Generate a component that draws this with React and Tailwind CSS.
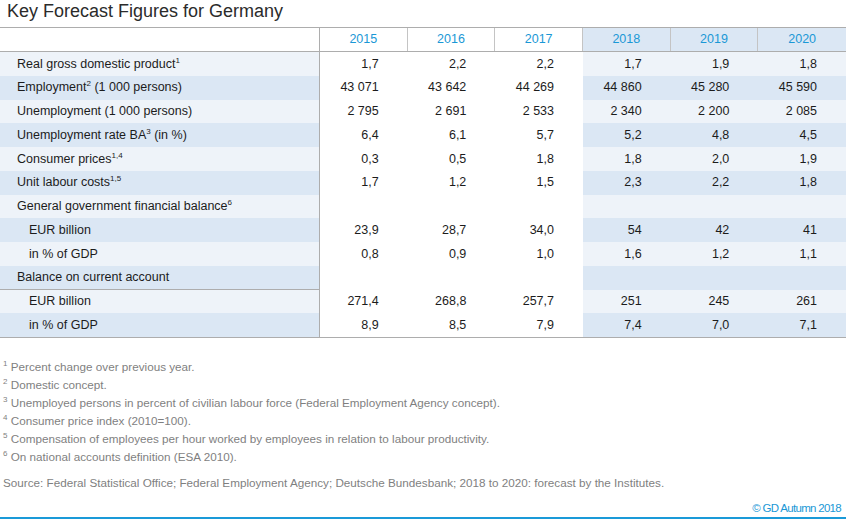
import React from "react";

const LIGHT = "bg-[#eef3f9]";
const DARK = "bg-[#dbe7f4]";

const Sup = ({ children }) => (
  <sup className="text-[8px] top-[-5px]">{children}</sup>
);

const rows = [
  { label: <>Real gross domestic product<Sup>1</Sup></>, vals: ["1,7", "2,2", "2,2", "1,7", "1,9", "1,8"] },
  { label: <>Employment<Sup>2</Sup> (1 000 persons)</>, vals: ["43 071", "43 642", "44 269", "44 860", "45 280", "45 590"] },
  { label: <>Unemployment (1 000 persons)</>, vals: ["2 795", "2 691", "2 533", "2 340", "2 200", "2 085"] },
  { label: <>Unemployment rate BA<Sup>3</Sup> (in %)</>, vals: ["6,4", "6,1", "5,7", "5,2", "4,8", "4,5"] },
  { label: <>Consumer prices<Sup>1,4</Sup></>, vals: ["0,3", "0,5", "1,8", "1,8", "2,0", "1,9"] },
  { label: <>Unit labour costs<Sup>1,5</Sup></>, vals: ["1,7", "1,2", "1,5", "2,3", "2,2", "1,8"] },
  { label: <>General government financial balance<Sup>6</Sup></>, vals: ["", "", "", "", "", ""] },
  { label: <>EUR billion</>, indent: true, vals: ["23,9", "28,7", "34,0", "54", "42", "41"] },
  { label: <>in % of GDP</>, indent: true, vals: ["0,8", "0,9", "1,0", "1,6", "1,2", "1,1"] },
  { label: <>Balance on current account</>, divider: true, vals: ["", "", "", "", "", ""] },
  { label: <>EUR billion</>, indent: true, vals: ["271,4", "268,8", "257,7", "251", "245", "261"] },
  { label: <>in % of GDP</>, indent: true, vals: ["8,9", "8,5", "7,9", "7,4", "7,0", "7,1"] },
];

const years = ["2015", "2016", "2017", "2018", "2019", "2020"];

const notes = [
  ["1", "Percent change over previous year."],
  ["2", "Domestic concept."],
  ["3", "Unemployed persons in percent of civilian labour force (Federal Employment Agency concept)."],
  ["4", "Consumer price index (2010=100)."],
  ["5", "Compensation of employees per hour worked by employees in relation to labour productivity."],
  ["6", "On national accounts definition (ESA 2010)."],
];

export default function App() {
  return (
    <div className="w-[846px] h-[519px] bg-white overflow-hidden font-['Liberation_Sans',Arial,sans-serif] flex flex-col">
      <div className="h-[27px] pl-[7px] text-[18px] leading-[22px] text-[#2b2b2b]">
        Key Forecast Figures for Germany
      </div>

      {/* header */}
      <div className="grid grid-cols-[320px_repeat(6,minmax(0,1fr))] h-[25px] border-y border-[#adadad] text-[12.5px] text-[#1a98d6]">
        <div className="border-r border-[#adadad]" />
        {years.map((y, i) => (
          <div
            key={y}
            className={`flex items-center justify-center ${i < 5 ? "border-r border-[#c4c4c4]" : ""} ${i >= 3 ? DARK : ""}`}
          >
            {y}
          </div>
        ))}
      </div>

      {/* body */}
      <div className="border-b border-[#adadad] text-[12.5px] text-[#1c1c1c]">
        {rows.map((r, ri) => {
          const bg = ri % 2 === 0 ? LIGHT : DARK;
          return (
            <div key={ri} className="grid grid-cols-[320px_repeat(6,minmax(0,1fr))] h-[23.75px]">
              <div
                className={`flex items-center whitespace-nowrap border-r border-[#adadad] ${bg} ${r.indent ? "pl-[29px]" : "pl-[17px]"} ${r.divider ? "border-b" : ""}`}
              >
                <span>{r.label}</span>
              </div>
              {r.vals.map((v, vi) => (
                <div
                  key={vi}
                  className={`flex items-center justify-end pr-[29px] ${vi >= 3 ? bg : ""}`}
                >
                  {v}
                </div>
              ))}
            </div>
          );
        })}
      </div>

      {/* footnotes */}
      <div className="mt-[20px] text-[11.7px] leading-[18px] text-[#7f7f7f]">
        {notes.map(([n, t]) => (
          <div key={n} className="pl-[3px] whitespace-nowrap">
            <Sup>{n}</Sup> {t}
          </div>
        ))}
      </div>
      <div className="mt-[8px] pl-[3px] text-[11.7px] leading-[18px] text-[#7f7f7f] whitespace-nowrap">
        Source: Federal Statistical Office; Federal Employment Agency; Deutsche Bundesbank; 2018 to 2020: forecast by the Institutes.
      </div>
      <div className="mt-[7px] pr-[5px] text-right text-[11.5px] leading-[18px] tracking-[-0.7px] text-[#1a98d6]">
        © GD Autumn 2018
      </div>
      <div className="h-[2px] bg-[#1a9ad8]" />
    </div>
  );
}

> Goal:
Where does the word "React" appear in the listing? List each line that holds it.

> Output for this task:
Generate a component that draws this with React and Tailwind CSS.
import React from "react";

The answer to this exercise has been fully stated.